On Wed, Apr 24, 2024 at 11:27 AM Graeme Gellatly <> wrote:
I second mkdocs. All my non technical staff use it to build docs. Most.jist write markdown bit some use a specialised markdown editor although that seems to fail lintimg quite a bit.

It is trivial to automate linting and deploy on merge.

On Wed, 24 Apr 2024, 6:52 am Victor Champonnois, <> wrote:

Hello Julie,

>Do you know of any tool that could easily allow to edit and create PRs of README files in GitHub without the need of having GitHub knowledge? Something similar to what Weblate does for .po files ?

I think Weblate directly commits on the main branch, it does not create a PR.

As Andreas says, the edit functionality in Github seems like the simplest approach. However, it requires to create a fork of the repo, and to make a PR, so it's still a big barrier.

Victor Champonnois - Coop IT Easy
Tel : +32 475 81 01 12
On 24/04/24 07:44, Andreas Perhab wrote:
Hi Julie,

I think the edit button in github does most of the forking work for you and even helps with creating a PR when one is finished editing the readme (really any markdown file).
FireShot Capture 260 - OCA_maintainer-tools_ Odoo Maintainers Tools & conventions for OCA me_ -

It puts images into /assets/{number}/{uuid} so that might need changing or we could just accept this additional directory.

regards Andreas

On Tue, 23 Apr 2024 at 19:32, Julie LeBrun <> wrote:
Do you know of any tool that could easily allow to edit and create PRs of README files in GitHub without the need of having GitHub knowledge? Something similar to what Weblate does for .po files ?

Hello everybody!

During the last OCA Days, the OCA Functional Working Group (FWG) presented the work made on the Documentation Project.

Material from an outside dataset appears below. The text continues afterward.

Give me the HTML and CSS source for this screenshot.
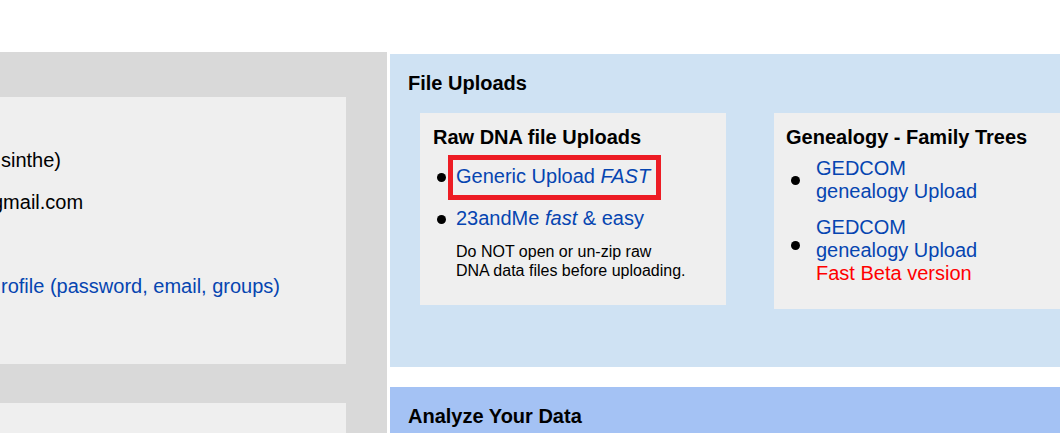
FILE: index.html
```html
<!DOCTYPE html>
<html lang="en">
<head>
<meta charset="utf-8">
<title>File Uploads</title>
<link rel="stylesheet" href="styles.css">
</head>
<body>
<div class="page">
  <aside class="sidebar">
    <section class="profile">
      <p class="row">sinthe)</p>
      <p class="row row-email">gmail.com</p>
      <p class="row row-link"><a href="#profile">rofile (password, email, groups)</a></p>
    </section>
    <section class="profile profile-next"></section>
  </aside>
  <main class="main">
    <section class="panel panel-uploads">
      <h2 class="title">File Uploads</h2>
      <div class="cards">
        <section class="card card-raw">
          <h3 class="title">Raw DNA file Uploads</h3>
          <ul class="list list-raw">
            <li class="item"><a class="highlight" href="#generic">Generic Upload <em>FAST</em></a></li>
            <li class="item"><a href="#23andme">23andMe <em>fast</em> &amp; easy</a></li>
          </ul>
          <p class="note">Do NOT open or un-zip raw<br>DNA data files before uploading.</p>
        </section>
        <section class="card card-trees">
          <h3 class="title">Genealogy - Family Trees</h3>
          <ul class="list list-trees">
            <li class="item"><a href="#gedcom">GEDCOM<br>genealogy Upload</a></li>
            <li class="item item-beta"><a href="#gedcom-beta">GEDCOM<br>genealogy Upload<br><span class="beta">Fast Beta version</span></a></li>
          </ul>
        </section>
      </div>
    </section>
    <section class="panel panel-analyze">
      <h2 class="title">Analyze Your Data</h2>
    </section>
  </main>
</div>
</body>
</html>
```

FILE: styles.css
```css
* { box-sizing: border-box; }

html, body { height: 100%; }

body {
  margin: 0;
  overflow: hidden;
  background: #fff;
  color: #000;
  font: 20px/23px "Liberation Sans", Arial, sans-serif;
}

h2, h3, p, ul { margin: 0; padding: 0; }

a { color: #0645b1; text-decoration: none; }

.page {
  display: grid;
  grid-template-columns: 387fr 670fr;
  gap: 3px;
  min-height: 100%;
  padding-top: 52px;
}

.sidebar {
  display: flex;
  flex-direction: column;
  gap: 39px;
  padding: 45px 41px 0 0;
  background: #d9d9d9;
}

.profile {
  padding: 42px 0 57px 1px;
  overflow: hidden;
  background: #efefef;
}

.profile-next { flex: 1; padding: 0; }

.row { line-height: 42px; white-space: nowrap; }
.row-email { margin-left: -9px; }
.row-link { margin-top: 42px; }

.main {
  display: flex;
  flex-direction: column;
  gap: 20px;
  min-width: 0;
  padding-top: 2px;
}

.panel { padding: 18px 0 0 18px; }
.panel-uploads { padding-bottom: 58px; background: #cfe2f3; }
.panel-analyze { flex: 1; background: #a4c2f4; }

.title { font-size: 20px; font-weight: bold; }

.cards {
  display: grid;
  grid-template-columns: 306fr 286fr;
  align-items: start;
  gap: 48px;
  margin: 18px 0 0 12px;
}

.card { padding: 13px 12px 24px; background: #efefef; }
.card-raw { padding: 13px 12px 25px 13px; }

.list { display: grid; list-style: none; }
.list-raw { gap: 19px; margin-top: 16px; }
.list-trees { gap: 13px; margin-top: 8px; }

.item { display: flex; align-items: center; white-space: nowrap; }

.item::before {
  content: "";
  flex: none;
  width: 9px;
  height: 9px;
  margin: 2px 10px 0 4px;
  border-radius: 50%;
  background: #000;
}

.list-trees .item::before { margin: 0 16px 0 5px; }
.list-trees .item-beta::before { margin-bottom: 10px; }

.highlight { position: relative; }

.highlight::after {
  content: "";
  position: absolute;
  inset: -10px -11px -12px -8px;
  border: 5px solid #ed1c24;
}

.note {
  margin: 12px 0 0 23px;
  font-size: 16px;
  line-height: 19px;
  white-space: nowrap;
}

.beta { color: #f00; }
```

This project was created by the FWG to help and attract functional people to contribute to modules documentation.

2 main options were analyzed

  • Using the existing Read Me file in the code so we have only one module documentation which regroups technical and functional information.

  • Using the GitHub Wiki on the repositories which could be really easy to put in place and use.

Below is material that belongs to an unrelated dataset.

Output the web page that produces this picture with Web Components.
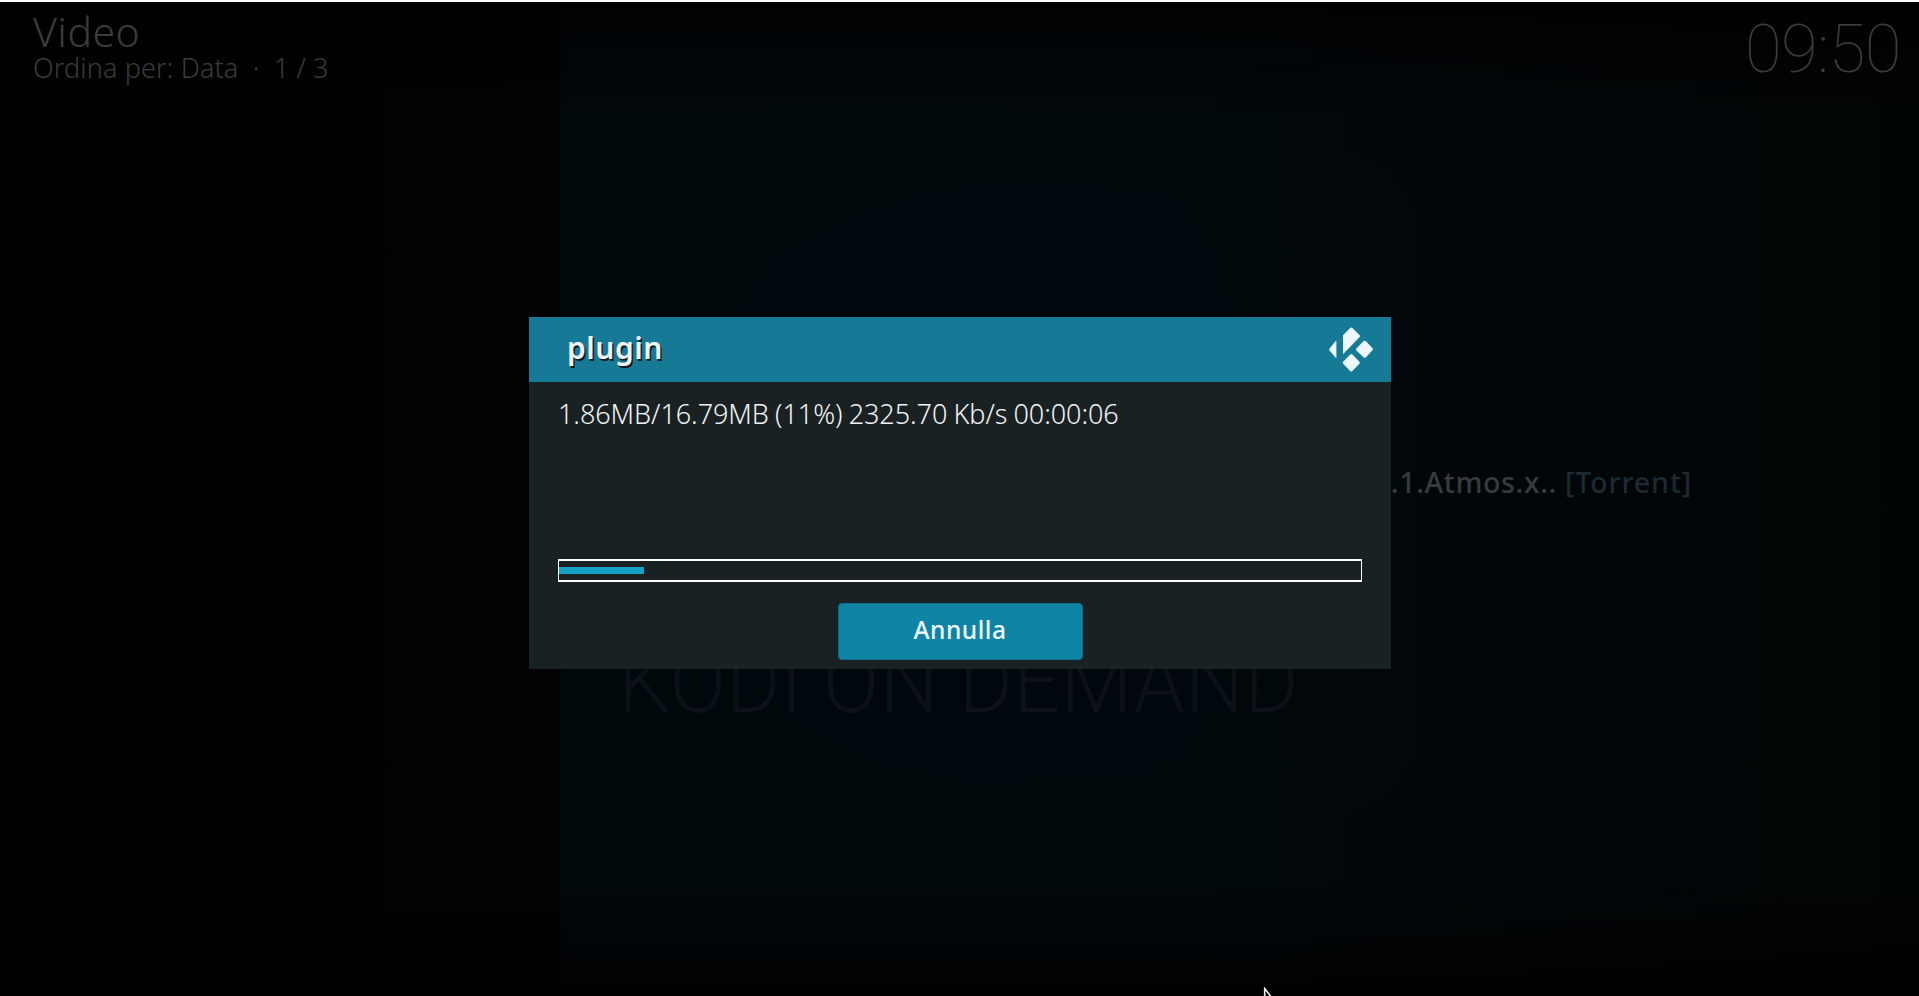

The decision was made to use the existing Read Me but to convert it into Markdown so it could be easier to use and to add images.

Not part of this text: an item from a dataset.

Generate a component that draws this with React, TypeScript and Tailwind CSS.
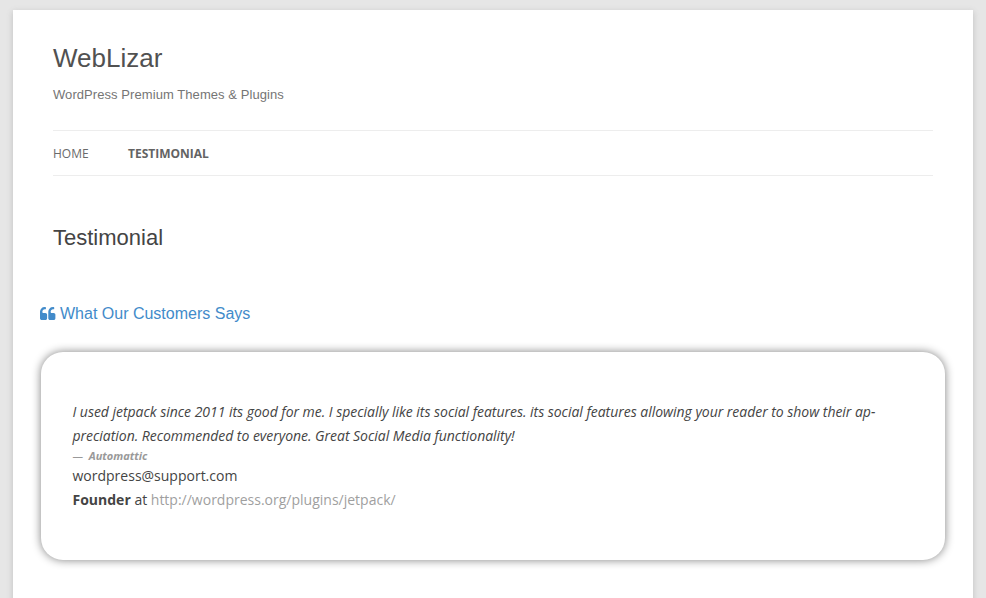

Following this decision, an issue was opened in GitHub about the use of the Wiki instead of Read Me :

BUT, we still have a big issue regarding this solution: the process to contribute to Read Me is really, really complicated for non-technicals.  

  1. You need to have a Github account and sign the OCA CLA

  2. You would have to fork the repository (well, here we already have lost most of the non-technical people).

  3. Then edit the files of the Read Me using the Web Editor (so you can add images).

  4. Download your images in the right folder than insert them into the file by Drag & Drop

  5. Create a commit and a PR.

  6. Finally, the changes would need to be approved by contributors who have those access rights.

So, we were thinking: if we add a Markdown tool that can be used to edit Read Me files and automatically push the changes into GitHub a little bit like the Weblate tool, we could combine the PROS of both options analyzed.

Does anyone have any idea of this kind of tool?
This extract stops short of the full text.